Bien que les déclarations erronées des plaignantes soient préoccupantes, la codirectrice du Centre for Feminist Legal Studies de Vancouver, Janine Benedet, se demande si une honnêteté complète aurait véritablement fait une différence.

«Il y a deux choses ici. Il y a l’information qui a été retenue ou qui a été livrée de manière mensongère et il y a la question de savoir si cette information était vraiment pertinente afin de déterminer si elles ont subi une agression sexuelle ou non.»
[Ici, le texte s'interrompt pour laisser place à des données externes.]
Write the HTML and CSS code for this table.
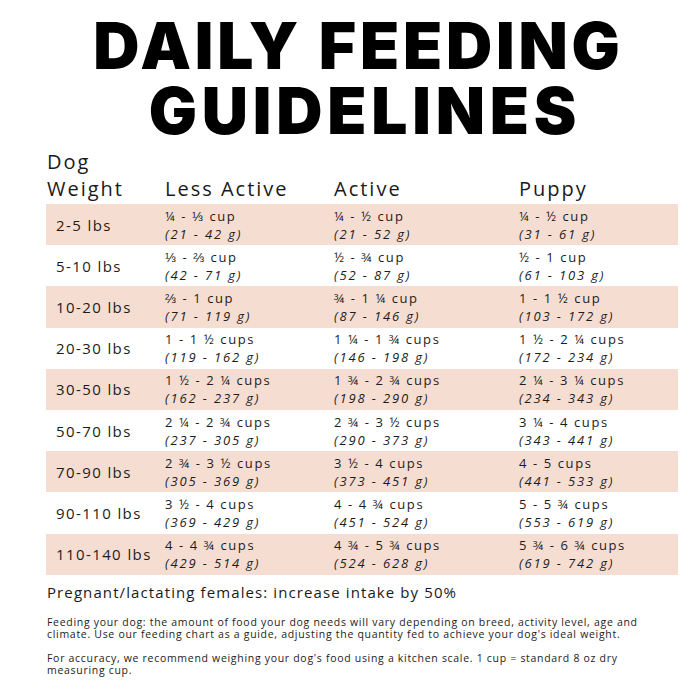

Tamar Witelson, de l’organisme Metrac qui lutte contre la violence faite aux femmes, soutient que le procès Ghomeshi a démontré de manière préoccupante le traitement qui est réservé aux femmes, en cour, lorsqu’elles disent avoir été victimes de violence sexuelle.

«Les plaignantes ont dû vivre une expérience qui a semblé être très difficile, a-t-elle souligné. Est-ce le prix à payer pour tenter d’obtenir justice? Est-ce que ça en vaut la peine?», s’est-elle interrogé.

Amanda Dale, de la Clinique commémorative Barbara Schlifer, croit que les défenseurs des droits verront le verdict comme une raison supplémentaire de se battre pour que des changements soient apportés au système judiciaire.

Malgré le déception suscitée par le verdict rendu jeudi, «il y a une impulsion qui s’est bâtie et qui ne va pas disparaître. Et je crois en fait que la colère et l’indignation vont pouvoir mener à des réformes».